The concept of a group of individuals coming together to become the caretakers of their park is what defines an Adopt-a-Park group. Adopt-a-Park groups consist of volunteers from businesses, service groups, schools and neighbourhood associations. These groups help to maintain their park by undertaking litter clean-ups, planting and weeding gardens, and reporting vandalism and graffiti. Some groups hold community barbecues and events in their parks to encourage community engagement. Working with City staff, these volunteers help to improve park amenities and create clean and safe parks.

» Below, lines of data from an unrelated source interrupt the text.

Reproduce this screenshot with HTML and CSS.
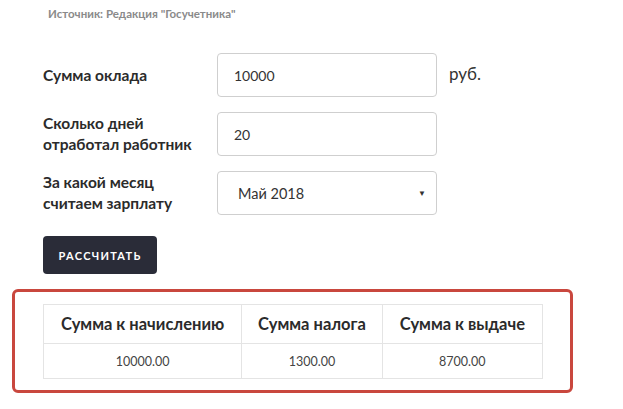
FILE: index.html
```html
<!DOCTYPE html>
<html lang="ru">
<head>
<meta charset="utf-8">
<link rel="stylesheet" href="styles.css">
</head>
<body>
<div class="source">Источник: Редакция "Госучетника"</div>
<form class="calc">
  <div class="row">
    <label class="label">Сумма оклада</label>
    <div class="field">10000</div>
    <span class="unit">руб.</span>
  </div>
  <div class="row">
    <label class="label">Сколько дней<br>отработал работник</label>
    <div class="field">20</div>
  </div>
  <div class="row">
    <label class="label">За какой месяц<br>считаем зарплату</label>
    <div class="field select"><span>Май 2018</span><span class="arrow">▼</span></div>
  </div>
  <div class="btn">РАССЧИТАТЬ</div>
</form>
<div class="result">
  <table class="tbl">
    <tr>
      <th class="c1">Сумма к начислению</th>
      <th class="c2">Сумма налога</th>
      <th class="c3">Сумма к выдаче</th>
    </tr>
    <tr>
      <td>10000.00</td>
      <td>1300.00</td>
      <td>8700.00</td>
    </tr>
  </table>
</div>
</body>
</html>
```
FILE: styles.css
```css
html, body { margin: 0; padding: 0; background: #fff; }
body {
  font-family: Lato, "Noto Sans", sans-serif;
  color: #2b2b2b;
  width: 623px;
  height: 409px;
  overflow: hidden;
}
.source {
  font-size: 11.5px;
  font-weight: 700;
  color: #8a8a8a;
  padding: 6px 0 0 48px;
  height: 16px;
  line-height: 16px;
}
.calc {
  margin: 31px 0 0 43px;
  display: flex;
  flex-direction: column;
  gap: 15px;
}
.row {
  display: flex;
  align-items: center;
  height: 44px;
}
.label {
  width: 174px;
  font-size: 15.5px;
  font-weight: 700;
  line-height: 21px;
  color: #2b2b2b;
}
.field {
  box-sizing: border-box;
  width: 220px;
  height: 44px;
  border: 1px solid #cfcfcf;
  border-radius: 4px;
  padding: 0 16px;
  display: flex;
  align-items: center;
  font-size: 14px;
  color: #333;
}
.select {
  padding: 0 10px 0 20px;
  justify-content: space-between;
  font-size: 14.5px;
}
.arrow { font-size: 8px; color: #333; }
.unit {
  margin-left: 12px;
  font-size: 17px;
  color: #333;
  margin-bottom: 3px;
}
.btn {
  margin-top: 6px;
  width: 114px;
  height: 38px;
  box-sizing: border-box;
  background: #2a2c38;
  border-radius: 4px;
  color: #fff;
  font-size: 11px;
  font-weight: 700;
  letter-spacing: 1.3px;
  display: flex;
  align-items: center;
  justify-content: center;
}
.result {
  margin: 15px 0 0 12px;
  width: 561px;
  height: 104px;
  box-sizing: border-box;
  border: 3px solid #c9473e;
  border-radius: 6px;
  padding: 12px 0 0 28px;
}
.tbl {
  border-collapse: collapse;
  width: 500px;
}
.tbl th, .tbl td {
  border: 1px solid #e4e4e4;
  text-align: center;
  padding: 0;
}
.tbl th {
  height: 38px;
  font-size: 16.5px;
  font-weight: 700;
  color: #2b2b2b;
}
.tbl td {
  height: 34px;
  font-size: 12.5px;
  color: #444;
}
.c1 { width: 198px; }
.c2 { width: 140px; }
.c3 { width: 160px; }
```
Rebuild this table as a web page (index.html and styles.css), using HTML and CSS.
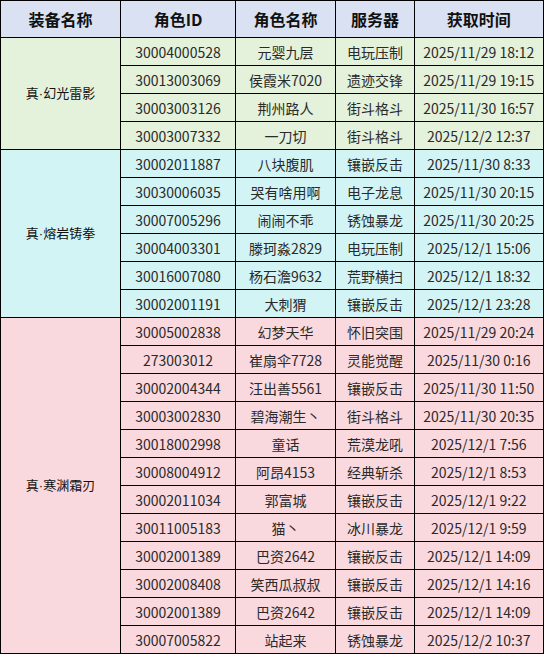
FILE: index.html
```html
<!DOCTYPE html>
<html lang="zh">
<head>
<meta charset="utf-8">
<link rel="stylesheet" href="styles.css">
</head>
<body>
<table class="sheet">
<colgroup>
<col class="c1"><col class="c2"><col class="c3"><col class="c4"><col class="c5">
</colgroup>
<thead>
<tr class="hrow"><th>装备名称</th><th>角色ID</th><th>角色名称</th><th>服务器</th><th>获取时间</th></tr>
</thead>
<tbody class="g1">
<tr><td rowspan="4" class="grp">真<span class="dot">·</span>幻光雷影</td><td>30004000528</td><td>元婴九层</td><td>电玩压制</td><td>2025/11/29 18:12</td></tr>
<tr><td>30013003069</td><td>侯霞米7020</td><td>遗迹交锋</td><td>2025/11/29 19:15</td></tr>
<tr><td>30003003126</td><td>荆州路人</td><td>街斗格斗</td><td>2025/11/30 16:57</td></tr>
<tr><td>30003007332</td><td>一刀切</td><td>街斗格斗</td><td>2025/12/2 12:37</td></tr>
</tbody>
<tbody class="g2">
<tr><td rowspan="6" class="grp">真<span class="dot">·</span>熔岩铸拳</td><td>30002011887</td><td>八块腹肌</td><td>镶嵌反击</td><td>2025/11/30 8:33</td></tr>
<tr><td>30030006035</td><td>哭有啥用啊</td><td>电子龙息</td><td>2025/11/30 20:15</td></tr>
<tr><td>30007005296</td><td>闹闹不乖</td><td>锈蚀暴龙</td><td>2025/11/30 20:25</td></tr>
<tr><td>30004003301</td><td>滕珂淼2829</td><td>电玩压制</td><td>2025/12/1 15:06</td></tr>
<tr><td>30016007080</td><td>杨石澹9632</td><td>荒野横扫</td><td>2025/12/1 18:32</td></tr>
<tr><td>30002001191</td><td>大刺猬</td><td>镶嵌反击</td><td>2025/12/1 23:28</td></tr>
</tbody>
<tbody class="g3">
<tr><td rowspan="12" class="grp">真<span class="dot">·</span>寒渊霜刃</td><td>30005002838</td><td>幻梦天华</td><td>怀旧突围</td><td>2025/11/29 20:24</td></tr>
<tr><td>273003012</td><td>崔扇伞7728</td><td>灵能觉醒</td><td>2025/11/30 0:16</td></tr>
<tr><td>30002004344</td><td>汪出善5561</td><td>镶嵌反击</td><td>2025/11/30 11:50</td></tr>
<tr><td>30003002830</td><td>碧海潮生丶</td><td>街斗格斗</td><td>2025/11/30 20:35</td></tr>
<tr><td>30018002998</td><td>童话</td><td>荒漠龙吼</td><td>2025/12/1 7:56</td></tr>
<tr><td>30008004912</td><td>阿昂4153</td><td>经典斩杀</td><td>2025/12/1 8:53</td></tr>
<tr><td>30002011034</td><td>郭富城</td><td>镶嵌反击</td><td>2025/12/1 9:22</td></tr>
<tr><td>30011005183</td><td>猫丶</td><td>冰川暴龙</td><td>2025/12/1 9:59</td></tr>
<tr><td>30002001389</td><td>巴资2642</td><td>镶嵌反击</td><td>2025/12/1 14:09</td></tr>
<tr><td>30002008408</td><td>笑西瓜叔叔</td><td>镶嵌反击</td><td>2025/12/1 14:16</td></tr>
<tr><td>30002001389</td><td>巴资2642</td><td>镶嵌反击</td><td>2025/12/1 14:09</td></tr>
<tr><td>30007005822</td><td>站起来</td><td>锈蚀暴龙</td><td>2025/12/2 10:37</td></tr>
</tbody>
</table>
</body>
</html>
```
FILE: styles.css
```css
html, body {
  margin: 0;
  padding: 0;
  background: #ffffff;
}
.sheet {
  border-collapse: collapse;
  table-layout: fixed;
  width: 543px;
  font-family: "Noto Sans CJK SC", "Noto Sans", sans-serif;
  color: #2a2a2a;
  font-size: 14px;
}
.c1 { width: 120px; }
.c2 { width: 115px; }
.c3 { width: 100px; }
.c4 { width: 79px; }
.c5 { width: 129px; }
.sheet th, .sheet td {
  border: 1px solid #000000;
  padding: 0;
  text-align: center;
  vertical-align: middle;
  white-space: nowrap;
  overflow: hidden;
  line-height: 18px;
}
.sheet tr { height: 28px; }
.sheet tr.hrow { height: 37px; }
.sheet th {
  background: #d9e1f2;
  font-size: 16px;
  font-weight: 700;
  color: #111111;
}
.sheet td.grp {
  font-size: 13px;
  color: #111111;
}
.dot {
  font-family: "Liberation Sans", sans-serif;
  font-size: 13px;
}
.g1 td { background: #e4f1db; }
.g2 td { background: #d3f4f4; }
.g3 td { background: #fad9de; }
.sheet td:last-child, .sheet th:last-child { border-right-width: 2px; }
```
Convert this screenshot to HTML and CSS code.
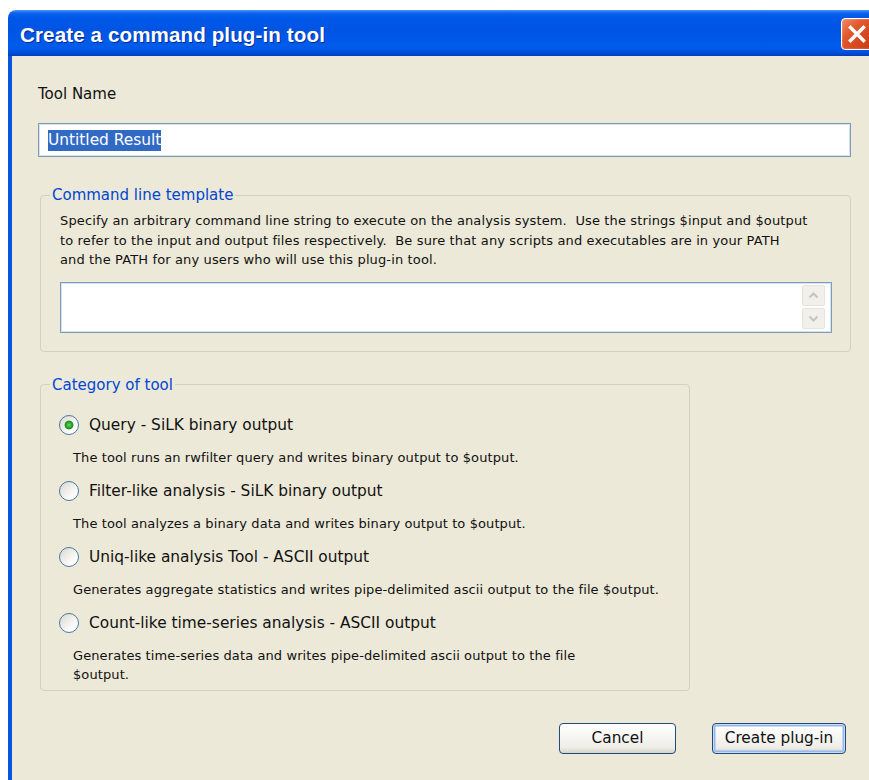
FILE: index.html
```html
<!DOCTYPE html>
<html lang="en">
<head>
<meta charset="utf-8">
<title>Create a command plug-in tool</title>
<link rel="stylesheet" href="styles.css">
</head>
<body>
<div class="window">
  <div class="titlebar">
    <span class="title">Create a command plug-in tool</span>
    <span class="close" aria-label="Close">
      <svg width="30" height="30" viewBox="0 0 30 30"><path d="M8.5 8.5 L21.5 21.5 M21.5 8.5 L8.5 21.5" stroke="#fff" stroke-width="3.4" stroke-linecap="square" fill="none"/></svg>
    </span>
  </div>

  <div class="content">
    <label class="label">Tool Name</label>
    <div class="input"><span class="sel">Untitled Result</span></div>

    <fieldset class="group group-cmd">
      <legend>Command line template</legend>
      <div class="group-body cmd-body">
        <p class="note">Specify an arbitrary command line string to execute on the analysis system.&nbsp; Use the strings $input and $output<br>to refer to the input and output files respectively.&nbsp; Be sure that any scripts and executables are in your PATH<br>and the PATH for any users who will use this plug-in tool.</p>
        <div class="textarea">
          <div class="ta-field"></div>
          <div class="scroll">
            <span class="sbtn"><svg width="11" height="7" viewBox="0 0 11 7"><path d="M1.5 5.5 L5.5 1.5 L9.5 5.5" stroke="#C6C5BC" stroke-width="2" fill="none"/></svg></span>
            <span class="sbtn"><svg width="11" height="7" viewBox="0 0 11 7"><path d="M1.5 1.5 L5.5 5.5 L9.5 1.5" stroke="#C6C5BC" stroke-width="2" fill="none"/></svg></span>
          </div>
        </div>
      </div>
    </fieldset>

    <fieldset class="group group-cat">
      <legend>Category of tool</legend>
      <div class="group-body cat-body">
        <div class="option">
          <div class="opt-row"><span class="radio checked"></span><span class="opt-label">Query - SiLK binary output</span></div>
          <p class="opt-desc">The tool runs an rwfilter query and writes binary output to $output.</p>
        </div>
        <div class="option">
          <div class="opt-row"><span class="radio"></span><span class="opt-label">Filter-like analysis - SiLK binary output</span></div>
          <p class="opt-desc">The tool analyzes a binary data and writes binary output to $output.</p>
        </div>
        <div class="option">
          <div class="opt-row"><span class="radio"></span><span class="opt-label">Uniq-like analysis Tool - ASCII output</span></div>
          <p class="opt-desc">Generates aggregate statistics and writes pipe-delimited ascii output to the file $output.</p>
        </div>
        <div class="option">
          <div class="opt-row"><span class="radio"></span><span class="opt-label">Count-like time-series analysis - ASCII output</span></div>
          <p class="opt-desc multi">Generates time-series data and writes pipe-delimited ascii output to the file<br>$output.</p>
        </div>
      </div>
    </fieldset>

    <div class="buttons">
      <button class="btn btn-cancel" type="button">Cancel</button>
      <button class="btn btn-create default" type="button">Create plug-in</button>
    </div>
  </div>
</div>
</body>
</html>
```

FILE: styles.css
```css
html, body {
  margin: 0;
  padding: 0;
  background: #ffffff;
  height: 780px;
  overflow: hidden;
}

body {
  font-family: "DejaVu Sans", "Liberation Sans", sans-serif;
  color: #111;
}

/* window frame */
.window {
  margin: 10px 0 0 8px;
  width: 869px;
  height: 770px;
  display: flex;
  flex-direction: column;
  border-radius: 8px 8px 0 0;
  overflow: hidden;
}

.titlebar {
  height: 46px;
  flex: none;
  display: flex;
  align-items: center;
  padding: 0 4px 0 12px;
  background: linear-gradient(to bottom,
    #4A96F8 0px, #0D63EE 3px, #0058E8 7px, #0054E3 20px,
    #0058E8 30px, #005CEC 36px, #0055E3 41px, #0047CF 44px, #003DBA 46px);
}

.title {
  font-family: "Liberation Sans", Arial, sans-serif;
  font-weight: bold;
  font-size: 20.6px;
  color: #fff;
  padding-top: 3px;
  text-shadow: 1px 1px 0 #0B2A8E;
  letter-spacing: 0.1px;
}

.close {
  margin-left: auto;
  margin-top: 2px;
  width: 32px;
  height: 32px;
  box-sizing: border-box;
  border: 1px solid #fff;
  border-radius: 4px;
  display: flex;
  align-items: center;
  justify-content: center;
  background: linear-gradient(135deg, #EE8A66 0%, #E2582F 35%, #D8481F 65%, #C23A15 100%);
  box-shadow: inset 0 0 2px rgba(255, 255, 255, 0.5);
}

.content {
  flex: 1;
  background: #ECE9D8;
  border-left: 4px solid #0856E0;
  padding: 28px 26px 0 26px;
}

.label {
  display: block;
  font-size: 15px;
  line-height: 20px;
}

.input {
  margin-top: 19px;
  height: 34px;
  box-sizing: border-box;
  border: 1px solid #7F9DB9;
  box-shadow: inset 0 0 0 1px #D7E1EE;
  background: #fff;
  padding-left: 9px;
  display: flex;
  align-items: center;
}

.sel {
  background: #316AC5;
  color: #fff;
  font-size: 15.4px;
  line-height: 21px;
}

/* group boxes */
.group {
  margin: 0 0 0 2px;
  padding: 0;
  border: 1px solid #D3D0C0;
  border-radius: 4px;
  min-width: 0;
}

.group legend {
  margin-left: 9px;
  padding: 0 2px;
  font-size: 15px;
  line-height: 20px;
  color: #0046D5;
}

.group-cmd {
  margin-top: 28px;
}

.cmd-body {
  padding: 6px 18px 18px 19px;
}

.note {
  margin: 0;
  font-size: 13px;
  letter-spacing: 0.13px;
  line-height: 19.5px;
  white-space: nowrap;
}

.textarea {
  margin-top: 12px;
  height: 51px;
  box-sizing: border-box;
  border: 1px solid #7F9DB9;
  box-shadow: inset 0 0 0 1px #D7E1EE;
  background: #fff;
  display: flex;
}

.ta-field {
  flex: 1;
}

.scroll {
  display: flex;
  flex-direction: column;
  gap: 2px;
  padding: 2px 6px 2px 0;
}

.sbtn {
  width: 23px;
  height: 21px;
  box-sizing: border-box;
  border: 1px solid #E6E4DC;
  border-radius: 2px;
  background: #F1F0EA;
  display: flex;
  align-items: center;
  justify-content: center;
}

.group-cat {
  margin-top: 23px;
  width: 650px;
  box-sizing: border-box;
}

.cat-body {
  padding: 18px 18px 5px 18px;
  display: flex;
  flex-direction: column;
  gap: 11px;
}

.opt-row {
  height: 24px;
  display: flex;
  align-items: center;
  gap: 10px;
}

.radio {
  width: 20px;
  height: 20px;
  box-sizing: border-box;
  border-radius: 50%;
  border: 1.5px solid #4A78A6;
  background: linear-gradient(135deg, #D9D7CE 0%, #F2F1EC 50%, #FFFFFF 80%);
  flex: none;
}

.radio.checked {
  background:
    radial-gradient(circle at 50% 50%, #6FDC6F 0, #2DA82D 2.5px, #1E8E1E 4px, rgba(30, 142, 30, 0) 4.8px),
    linear-gradient(135deg, #D9D7CE 0%, #F2F1EC 50%, #FFFFFF 80%);
}

.opt-label {
  font-size: 15.4px;
  line-height: 20px;
  white-space: nowrap;
}

.opt-desc {
  margin: 11px 0 0 14px;
  font-size: 13px;
  letter-spacing: 0.1px;
  line-height: 20px;
  white-space: nowrap;
}

.opt-desc.multi {
  line-height: 19.5px;
}

/* dialog buttons */
.buttons {
  margin-top: 32px;
  display: flex;
  justify-content: flex-end;
  gap: 36px;
  padding-right: 5px;
}

.btn {
  height: 31px;
  box-sizing: border-box;
  border: 1px solid #1F4C7C;
  border-radius: 4px;
  background: linear-gradient(to bottom, #FFFFFF 0%, #F8F8F5 35%, #EEEDE7 80%, #D8D3C8 100%);
  font-family: "DejaVu Sans", "Liberation Sans", sans-serif;
  font-size: 15.3px;
  color: #111;
  padding: 0;
}

.btn-cancel {
  width: 117px;
}

.btn-create {
  width: 134px;
}

.btn.default {
  box-shadow: inset 0 0 0 1px #C4DAF8, inset 0 0 0 2.5px #98B8EA;
}
```
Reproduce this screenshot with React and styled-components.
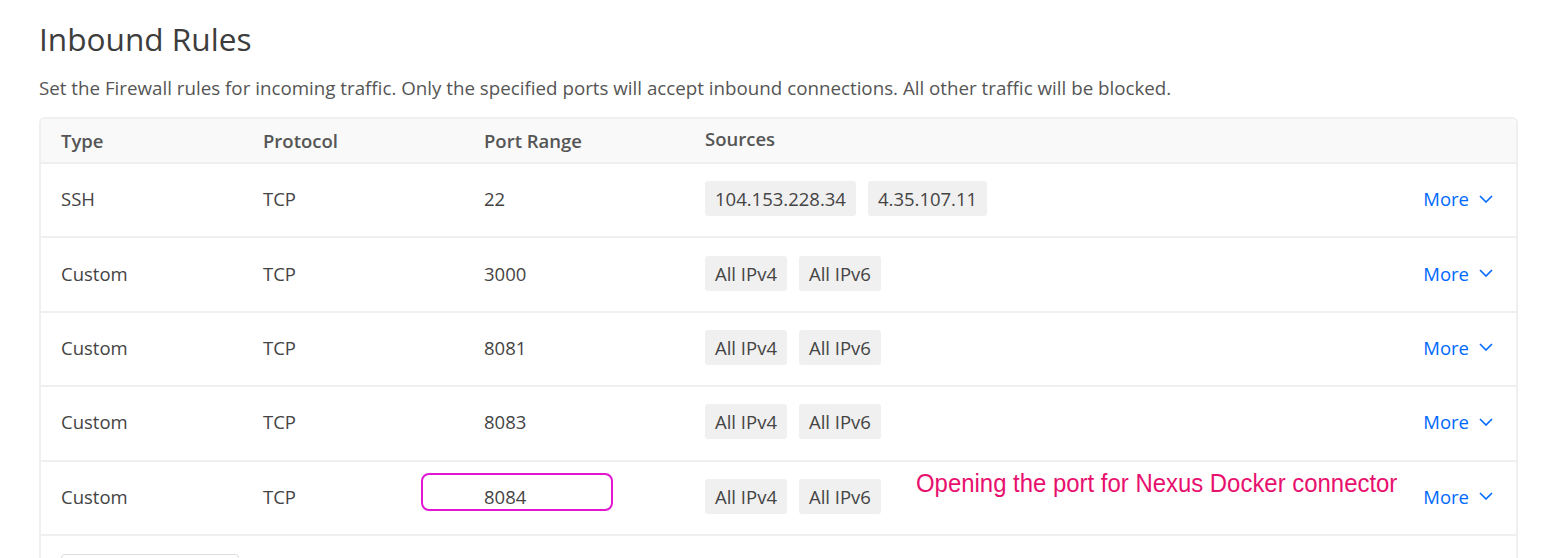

TB McQuesten – Earth Day Planting

As part of the Earth Day celebrations, the City of Hamilton partnered with Earth Day Hamilton for their 7th annual Earth Day walk/run/clean-up and tree planting. After the walk/run, volunteers began the ‘greening’ of the park and neighbourhood by planting 450 trees and performing a clean-up along the trail. The Tim Horton’s Earth Day event was a huge success.

Cathedral Dog Park

Opening In August, the City of Hamilton officially opened it’s newest Dog Park at Cathedral Park. The event featured vendors, an official ribbon cutting, a specially created cake and treats for dogs and their owners.

Wever Harvest Celebration

The Wever Harvest Celebration at the Norman Pinky Lewis Parkette and Cathy Wever School recognized the added bounty received as a result of the 2014 GRO1000 Gardens and Green Spaces Grant from The Scotts Miracle-Gro Company. The national gardening grant provided the funds to build an outdoor classroom, teaching garden and garden/nature areas featuring raised beds, container and butterfly gardens and reading/music space, benefiting both the students of Cathy Wever School and the surrounding community.

The Wever Harvest Celebration ceremony held on Thursday, September 11 included the presentation of a National Gardening Award alongside recognition of school grounds’ transformation. Two students were awarded for their contribution to the community’s greening transformation. Adding to the festivities were harvest soup samplings and a special farmer’s market where the community members were given free, locally-grown vegetables.